Synthesis, morphology control, and application of hollow Al2O3 spheres in the steam methane reforming process

Abstract

This research focuses on controlling the morphology and crystalline phase of hollow Al2O3 spheres as a supporting material of Ni-based catalysts for the first time, which is then applied as a catalyst of high-temperature steam methane reforming (SMR) process. For this purpose, the effects of hydrothermal time, the concentration of alumina salt, and calcination temperature on the structure of support are investigated and adjusted and then loaded with 15–25 wt.% Ni contents.
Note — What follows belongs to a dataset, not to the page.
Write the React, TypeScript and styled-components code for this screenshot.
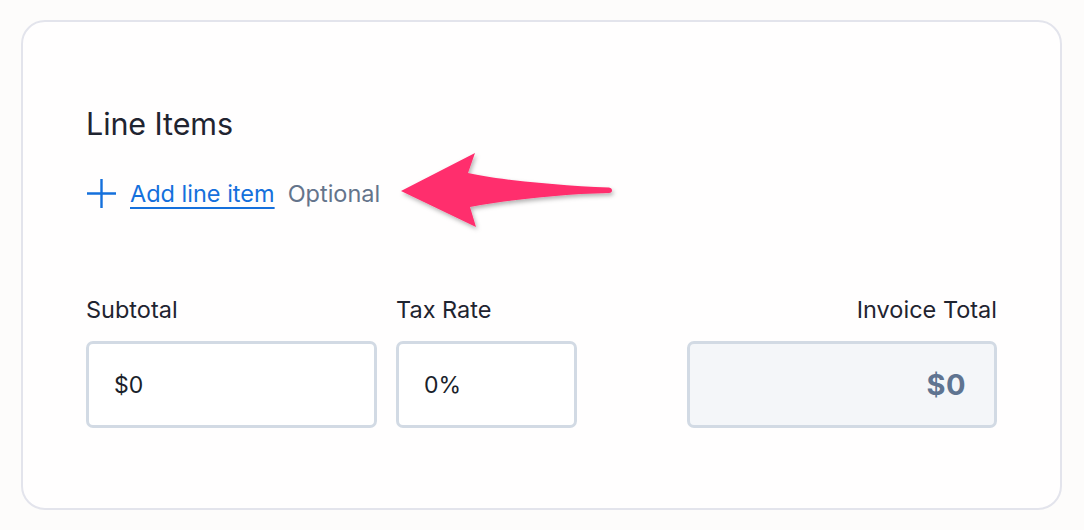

The morphology of synthesized hollow alumina samples and 20Ni/H-Al2O3 catalyst before and after reaction are characterized using XRD, FESEM, TEM, H2-TPR, CO2-TPD, EDX, FTIR, N2 adsorption/desorption, and mapping techniques. The hydrothermal time of 72 h, calcination temperature of 800 °C, and alumina salt concentration of 1.00 M resulted in the spherical morphology of hollow Al2O3 with 236.26 m2/gr surface area and high crystallinity. Among different Ni loadings, 20Ni/H-Al2O3 had the highest CH4 conversion of 87.75% and H2 yield of 92.09% at 700 °C. This catalyst also depicted stable performance during 12 h SMR reaction at 700 °C with low carbon deposited contents.